4.3. Rule-Based Reasoning

Upon modeling the constraint rules in SWRL, we utilized the rule-reasoning engine Drools, which was based on the Java language, to perform knowledge reasoning related to process information. The reasoning process, depicted in Figure 8, is as follows. Firstly, the constructed SWRL rules were imported into the inference engine. Subsequently, the ontology knowledge and inference rules were transformed based on the Drools engine. The transformed content was then matched and reasoned using the Drools inference engine algorithm. Finally, the results of the Drools inference were transformed into OWL knowledge and displayed in the ontology implementation tool Protégé.

Protégé is equipped with its own Drools inference engine, which facilitates the import of SWRL rules and execution of Drools rule inference via the software’s SWRLTab plug-in. In combination with the previously developed construction process information ontology for infilled walls, and the constructed SWRL rule example mentioned in Section 3.3.2, we performed reasoning. By inputting the wall instance and executing Rule 3, as mentioned in Section 3.3.2, we obtained the inference results shown in Figure 9.

The obtained reasoning results demonstrated that, to ensure the compliance of the wall structure, it was necessary to set and position the structural column on both sides of the wall.

In the context of the aforementioned wall-feature-based reasoning, Rules 7 and 8, as discussed at the end of Section 3.3.2, were executed to automatically deduce the construction activities required for the wall construction.

The successful inference of the construction activities required for the wall is illustrated in Figure 10. The sequence of all the construction activities was defined within the ontology, Construction activities were also related to relevant information through attributes. The results revealed that this method can improve information relevance and enable the efficient reuse of process knowledge.

4.4. Query Functions

The construction process information ontology of building products can be intricate and the volume of knowledge is substantial. A mere visual query may not adequately capture process knowledge. Therefore, this study constructed a knowledge query mechanism using the ontology query language SPARQL, which enabled users to efficiently retrieve construction process information, enhance their understanding of construction process particulars and mitigate construction quality issues.

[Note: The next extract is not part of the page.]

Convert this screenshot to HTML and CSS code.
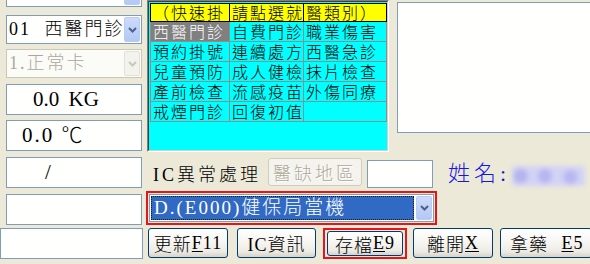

SPARQL is a query language and data-acquisition protocol designed for RDF development. By employing SPARQL, users can construct queries to extract specific resource information adhering to the W3C RDF specification [30]. This language can be highly valuable for efficiently retrieving necessary information from extensive semantic web data.

Compared with the aforementioned ontology rule reasoning and its application functions, the query statement is a practical function for users. Hence, the SPARQL query statement developed in this study was designed based on the actual requirements for knowledge retrieval and querying in the construction process knowledge. It encompassed the pertinent normative provisions, construction parameters, process flow, construction key points, quality control points, construction tools and construction materials relevant to the construction process and past experiences.

The step sequence knowledge query of the base-course cleaning activity within the construction process information ontology for infilled wall masonry is as follows:

• Select ?step ?step2
• where { ?step a pos:Base_course_cleaning.
• ?step bas:nextstepis ?step2.}

Executing the query statement yields the result shown in Figure 11.

In the ontology, the “comment” label can be used to express the operational guidelines and quality control criteria for each construction step of layered masonry work, thereby facilitating subsequent information retrieval:

• Select ?step ?comment
• where { ?step a pos:Layered_masonry.
• ?step rdfs:comment ?comment.}

Executing the query statement produces the result shown in Figure 12.

A query was conducted for the materials and tools required for the construction process of layered masonry work:

• Select ?step ?material ?tool
• where { ?step a pos:Layered_masonry.
• ?step pos:hasmaterial ?material.
• ?step pos:hastool ?tool.}

Executing the query statement yields the result shown in Figure 13.

5. Conclusions

This study proposed an ontology-based approach aimed at enhancing the representation and reuse of construction process information in the construction domain. The method was demonstrated and evaluated using a typical construction process scheme of infilled wall masonry in a masonry structure engineering sub-project, along with pertinent constraint provisions from the building code. The results confirmed that this method facilitated knowledge verification, reasoning and reuse in the construction process. The contributions of this study are as follows:

• This study introduced innovations in the application domain, as most ontologies in the construction field have primarily targeted the integration of workflow information for entire projects. In contrast, our approach concentrated on integrating typical construction process information of specific building components or structures, such as walls and columns, within the construction domain.
• The ontology model served as a means to integrate the construction process information, offering several advantages over the discrete information contained in traditional process files. It notably improved the relevance and readability of the information while also serving as an efficient source for technical disclosure.
• A multi-level ontology was introduced to represent the construction processes of sub-projects within the construction domain. Building on this foundation, the ontology can be readily modified and extended to cater to the specific application objects. As a result, the construction processes of other types of building components can be similarly modeled and subjected to reasoning.
• SWRL was employed to model the constraint rules for reasoning construction process information related to building components. This approach enhanced the efficiency of reusing the construction process information while ensuring the accuracy and correctness of the information.

As an exploratory approach with experimental characteristics, this method requires further research to address its limitations. For example, the instantiation of ontology classes in the verification process is currently achieved by importing data through the built-in block Cellfie in the Protégé-OWL editor. However, certain existing studies [31] have explored different methods, such as using the developed IFC data model for EXPRESS-to-OWL converters [32], utilizing BIM models to represent building information, exporting it to the IFC format and subsequently transforming it into ifcOWL. This facilitates the automatic formation of ontology instances and related attribute information, thereby providing a direction for rapid ontology instance construction.

Finally, this method enabled the creation of a dedicated ontology that comprehensively subdivided the field, catering to the reuse of construction process knowledge across various sub-divisional projects. Although this step may be laborious during the initial application of the method, it verified the versatility of the method. However, as the accumulation of specialized ontology storage grows, this issue can be alleviated.